We are all growing more conscious of the need to be environmentally friendly, and nowadays many of us follow the very minimum guidelines, like recycling waste, without giving it much thought. Looking at the bigger picture, there are a variety of approaches, some huge and some small, that can help us all become much more knowledgeable about our local environment and promote a more sustainable way of living.
How to make your home environmentally friendly?
1. Create a compost station
In the process of composting, organic matter is broken down naturally to produce nutritious soil. You can create your compost place indoors or outdoors depending on where you need it. You need a separate bin if you are composting indoors. You can start your compost station on the ground or in a bin if you want to start it outside. The next time you cook, just toss any leftover peels, cracked eggshells or any other food waste into your newly constructed compost station.
Fruit and vegetable scraps, coffee grounds, loose-leaf tea, used paper towels and napkins, cooked pasta and rice, stale crackers, and many other items are among the things you can and should compost. Composting improves soil quality and lowers landfill methane emissions, which helps you have a smaller carbon impact.
2. Use LED Bulbs
Even though energy-efficient light bulbs have been around for a while, it has only been within the last few years that the general public has begun to learn more about their usefulness and the money they can be saved in the home.
There have previously been concerns that they simply do not provide enough light or that it takes a while for them to adequately light a room. The time to switch is now more than ever because of the constant advancements in their technology. They not only use less electricity, but they also do not require replacement nearly as frequently as conventional, older light bulbs did.
The correct energy-efficient light bulbs are a significant investment. Your home will become more environmentally friendly as well as require less electricity. They help you save money over time and are environmentally friendly, and last longer.
3. Reuse and Recycle
How many items do you use only once before throwing them away in your home? You do not have to throw something in the trash just because it takes up space, whether it’s a paper grocery bag or a broken chair in your living room. Recycling that paper bag is important!
4. Try Solar Panels
Solar panels are a crucial component of any home that wants to be truly environmentally friendly. Even though there will be an extra expense, they are a long-term investment, and over the long run, you might be able to save more than you spend.
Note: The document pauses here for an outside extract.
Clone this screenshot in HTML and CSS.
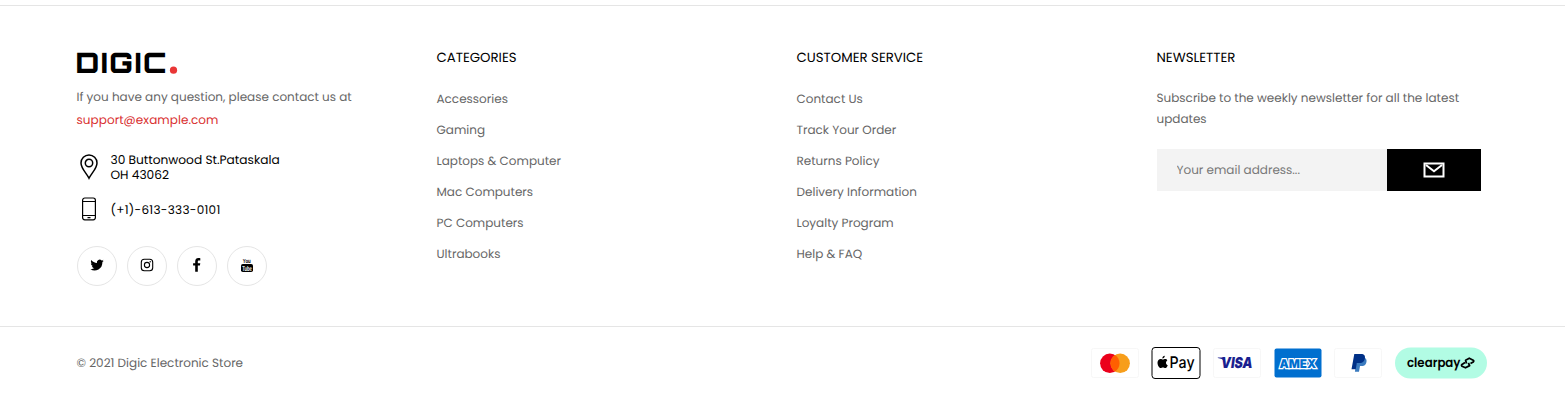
FILE: index.html
```html
<!DOCTYPE html>
<html lang="en">
<head>
<meta charset="utf-8">
<title>Digic Electronic Store</title>
<link rel="stylesheet" href="styles.css">
</head>
<body>
<footer class="footer">
  <div class="columns">
    <section class="about">
      <svg class="logo" width="102" height="22" viewBox="0 0 102 22" role="img" aria-label="Digic">
        <text class="logo-text" x="-1.500" y="21.300" textLength="93" lengthAdjust="spacingAndGlyphs">DIGIC</text>
        <circle cx="96.500" cy="18.200" r="3.600" fill="#e93636"/>
      </svg>
      <p class="question">If you have any question, please contact us at</p>
      <a class="mail">support@example.com</a>
      <div class="contact">
        <svg width="24" height="26" viewBox="0 0 24 26" fill="none" stroke="#000" stroke-width="1.500"><path d="M12 24.300C9.700 19.500 4 14.500 4 9A8 8 0 0 1 20 9C20 14.500 14.300 19.500 12 24.300Z"/><circle cx="12" cy="9" r="3.700"/></svg>
        <p class="address">30 Buttonwood St.Pataskala<br>OH 43062</p>
      </div>
      <div class="contact phone">
        <svg width="24" height="24" viewBox="0 0 24 24" fill="none" stroke="#000" stroke-width="1.200"><rect x="5.600" y="1" width="12.800" height="21.800" rx="2.200"/><path d="M5.600 4.500H18.400M5.600 18.500H18.400M10.500 20.700H13.500"/></svg>
        <p class="number">(+1)-613-333-0101</p>
      </div>
      <div class="socials">
        <a class="social"><svg width="14" height="14" viewBox="0 0 24 24"><path d="M23.600 4.900c-.8.400-1.700.6-2.700.8 1-.6 1.700-1.500 2-2.600-.9.500-1.900.9-3 1.100a4.700 4.700 0 0 0-8 4.300C8 8.300 4.500 6.400 2.200 3.500c-1.300 2.200-.6 5 1.400 6.300-.7 0-1.500-.2-2.100-.6 0 2.300 1.600 4.300 3.800 4.700-.7.200-1.400.2-2.100.1.600 1.900 2.300 3.200 4.400 3.300A9.500 9.500 0 0 1 .6 19.200 13.400 13.400 0 0 0 21.200 7.300c.9-.7 1.700-1.500 2.400-2.400z"/></svg></a>
        <a class="social"><svg width="14" height="14" viewBox="0 0 14 14" fill="none" stroke="#000"><rect x="1.300" y="1.300" width="11.400" height="11.400" rx="3" stroke-width="1.100"/><circle cx="7" cy="7" r="2.600" stroke-width="1.100"/><circle cx="10.200" cy="3.800" r=".7" fill="#000" stroke="none"/></svg></a>
        <a class="social"><svg width="14" height="14" viewBox="0 0 14 14"><path d="M10.300.3v2.200H9c-1 0-1.200.5-1.200 1.200v1.500h2.500L9.900 7.600H7.800V13.800H5.200V7.600H3.100V5.200H5.200V3.400C5.200 1.300 6.500.1 8.400.1c.9 0 1.600.1 1.900.2z"/></svg></a>
        <a class="social"><svg width="14" height="16" viewBox="0 0 14 16"><text class="yt" x="2.800" y="6" textLength="8" lengthAdjust="spacingAndGlyphs">You</text><rect x="1" y="7" width="12" height="8" rx="1.800"/><text class="yt yt-light" x="2.200" y="13.700" textLength="9.600" lengthAdjust="spacingAndGlyphs">Tube</text></svg></a>
      </div>
    </section>
    <nav class="col">
      <h2 class="title">CATEGORIES</h2>
      <ul class="links">
        <li>Accessories</li><li>Gaming</li><li>Laptops &amp; Computer</li><li>Mac Computers</li><li>PC Computers</li><li>Ultrabooks</li>
      </ul>
    </nav>
    <nav class="col">
      <h2 class="title">CUSTOMER SERVICE</h2>
      <ul class="links">
        <li>Contact Us</li><li>Track Your Order</li><li>Returns Policy</li><li>Delivery Information</li><li>Loyalty Program</li><li>Help &amp; FAQ</li>
      </ul>
    </nav>
    <section class="col">
      <h2 class="title">NEWSLETTER</h2>
      <p class="intro">Subscribe to the weekly newsletter for all the latest<br>updates</p>
      <form class="signup">
        <input class="email" type="email" placeholder="Your email address...">
        <button class="send" type="button" aria-label="Subscribe"><svg width="22" height="16" viewBox="0 0 22 16" fill="none" stroke="#fff" stroke-width="2"><rect x="1.500" y="1.500" width="19" height="13"/><path d="M3 3L11 9.300L19 3"/></svg></button>
      </form>
    </section>
  </div>
  <div class="bottom">
    <p class="copyright">© 2021 Digic Electronic Store</p>
    <div class="payments">
      <svg class="mastercard" width="48" height="32" viewBox="0 0 48 32"><rect class="card" x=".5" y="1.500" width="47" height="29" rx="2"/><circle cx="18.800" cy="16.300" r="9.700" fill="#eb001b"/><circle cx="29.200" cy="16.300" r="9.700" fill="#f79e1b"/><path d="M24 8.100a9.700 9.700 0 0 1 0 16.400a9.700 9.700 0 0 1 0-16.400z" fill="#ff5f00"/></svg>
      <svg class="apple" width="50" height="32" viewBox="0 0 50 32"><rect x="1" y=".5" width="48" height="31" rx="3" fill="#fff" stroke="#000"/><path d="M13.800 8.800c.1 1.500-1.200 2.700-2.500 2.700-.1-1.400 1.200-2.600 2.500-2.700zM16.300 13.400c-1.900 1.200-1.600 3.900.5 4.800-.5 1.400-1.500 2.900-2.600 2.900-.9 0-1.200-.5-2.300-.5s-1.400.5-2.200.5C8.100 21.100 6.500 18 6.500 15.800c0-2.500 1.600-3.800 3.100-3.800.9 0 1.700.6 2.300.6.600 0 1.500-.7 2.700-.6.500 0 1.300.3 1.700 1.400z"/><text class="pay" x="18.600" y="21" textLength="25" lengthAdjust="spacingAndGlyphs">Pay</text></svg>
      <svg width="48" height="32" viewBox="0 0 48 32"><rect class="card" x=".5" y="1.500" width="47" height="29" rx="2"/><text class="visa" x="8" y="21.200" textLength="31.500" lengthAdjust="spacingAndGlyphs">VISA</text><path d="M4.800 10.600h5l1.500 3.600c-1.400-1.700-3.300-2.700-6.500-3.100z" fill="#1a1f8f"/></svg>
      <svg width="48" height="32" viewBox="0 0 48 32"><rect x=".5" y="1.500" width="47" height="29" rx="2" fill="#006fcf"/><text class="amex" x="5.500" y="20.600" textLength="36.500" lengthAdjust="spacingAndGlyphs">AMEX</text></svg>
      <svg width="48" height="32" viewBox="0 0 48 32"><rect class="card" x=".5" y="1.500" width="47" height="29" rx="2"/><g transform="translate(1 0)"><path d="M22 10.500h6.500c3 .6 3.600 2.900 2.700 5.500-.8 2.300-2.400 3.100-5.200 3.100h-1l-1 5.700h-4.100z" fill="#3b7bbf"/><path d="M19.300 7h6.600c3.400 0 4.700 2 3.900 4.900-.8 3-2.800 4.200-6 4.200h-2l-1 6.100h-4.300z" fill="#003087"/></g></svg>
      <svg width="92" height="32" viewBox="0 0 92 32"><rect y=".5" width="92" height="31" rx="15.500" fill="#b2fce4"/><text class="clearpay" x="12" y="20.300" textLength="53.500" lengthAdjust="spacingAndGlyphs">clearpay</text><g fill="none" stroke="#000" stroke-width="1.800" stroke-linejoin="round"><path d="M70 15.400L67 17.400Q66 18.400 67 19.200L70.500 20.800L74.600 18.600L73.400 15.800"/><path d="M71.500 16.600L70.600 13.200L74.300 11.200L78.200 13.200Q79.300 14 78.200 15L75.500 16.600"/></g></svg>
    </div>
  </div>
</footer>
</body>
</html>
```
FILE: styles.css
```css
* { box-sizing: border-box; }
body { margin: 0; background: #fff; color: #000; font: 12px/15px Poppins, Inter, sans-serif; text-rendering: geometricPrecision; }
h2, p, ul { margin: 0; padding: 0; font-weight: 400; }
ul { list-style: none; }
svg { display: block; flex: none; overflow: visible; }
.footer { margin-top: 5px; border-top: 1px solid #e5e5e5; }
.columns { display: grid; grid-template-columns: 360px 360px 360px 324px; height: 320px; padding: 46px 0 0 76.5px; }
.logo-text { font: 900 28px Orbitron, Michroma, Audiowide, Inter, sans-serif; letter-spacing: 2px; }
.question { margin-top: 13px; line-height: 22px; color: #666; white-space: nowrap; }
.mail { display: block; line-height: 24px; letter-spacing: .06px; color: #d92f2f; }
.contact { display: flex; align-items: center; gap: 10px; margin-top: 18px; }
.contact.phone { margin-top: 14px; }
.address { padding-top: 2px; font-size: 12.2px; }
.number { padding-top: 3px; letter-spacing: .28px; }
.socials { display: flex; gap: 10px; margin-top: 25px; }
.social { display: flex; align-items: center; justify-content: center; width: 40px; height: 40px; padding-bottom: 2px; border: 1px solid #e5e5e5; border-radius: 50%; }
.yt { font: 700 6px "Liberation Sans", sans-serif; }
.yt-light { fill: #fff; font-size: 7px; }
.title { font-size: 13.3px; line-height: 22px; margin-top: -5px; }
.links { margin-top: 15px; color: #666; }
.links li { height: 31px; line-height: 31px; }
.intro { margin-top: 19px; line-height: 21px; color: #666; white-space: nowrap; }
.signup { display: flex; margin-top: 19px; height: 42px; }
.email { width: 230px; border: 0; border-radius: 0; padding: 0 20px; background: #f3f3f3; font: inherit; text-rendering: inherit; }
.email::placeholder { color: #777; opacity: 1; }
.send { display: flex; align-items: center; justify-content: center; width: 94px; padding: 0; border: 0; background: #000; }
.bottom { display: flex; align-items: center; justify-content: space-between; height: 72px; padding: 0 78px 0 76.5px; border-top: 1px solid #e5e5e5; }
.copyright { padding-top: 2px; color: #666; }
.payments { display: flex; gap: 12.7px; }
.mastercard { margin-right: 1px; }
.apple { margin: 0 -1px; }
.card { fill: #fff; stroke: #f7f7f7; }
.pay { font: 500 16px Inter, sans-serif; }
.visa { font: italic 900 15px Inter, sans-serif; fill: #1a1f8f; }
.amex { font: 900 12px Inter, sans-serif; fill: #006fcf; stroke: #fff; stroke-width: 2.4px; paint-order: stroke; }
.clearpay { font: 600 13px Poppins, Inter, sans-serif; }
```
Some people are fortunate enough to discover that solar panels generate enough electricity to enable them to live fully off the grid.
5. Fix Leaks
You can waste hundreds of gallons of water annually if one drop per second escapes from your kitchen or bathroom faucets. More than 500 gallons of water can be lost annually by a showerhead that drops at a rate of 10 drips per minute. The amount of water wasted in your home can be greatly reduced by taking the time to check for leaks and drips.
6. Seal Air Leaks
Sealing the air leaks around your home is among the simplest initial actions you can take to make it more energy efficient. Air can enter a house through cracks in the ceiling, walls, floor, and window margins, especially in older houses. By caulking, sealing, and weatherstripping all gaps and cracks, you can reduce the amount you pay each month for heating and cooling.
7. Plant Herbs
If you were unsure what to do with the fertiliser, planting your own herb garden is the solution. Herbs do not require much room. You may grow them indoors, near a window that gets plenty of sunlight, in little pots. The main benefit? For your favourite dishes, fresh herbs will always be available.
8. Make a Rain Garden
You can make a rain garden to preserve the environment and maintain your yard’s soil health. With the help of this do-it-yourself project, rainwater and gutter overflow will be directed into a lovely area that is firmly planted in the ground and brimming with native plants.
9. Recycle Water
Why not collect the thousands of litres of rainwater that fall on your roof each year? This water can be used to water gardens, fill washing machines, and flush toilets.
Think of a rainwater collection system that uses a drainpipe to collect rainwater, filter away leaves and other trash, and then store the usable water in a tank.
Consider replacing your showers and toilets as well. A low-flow showerhead uses less than 10 litres of water per minute, and a low-flush toilet uses less than four litres per flush.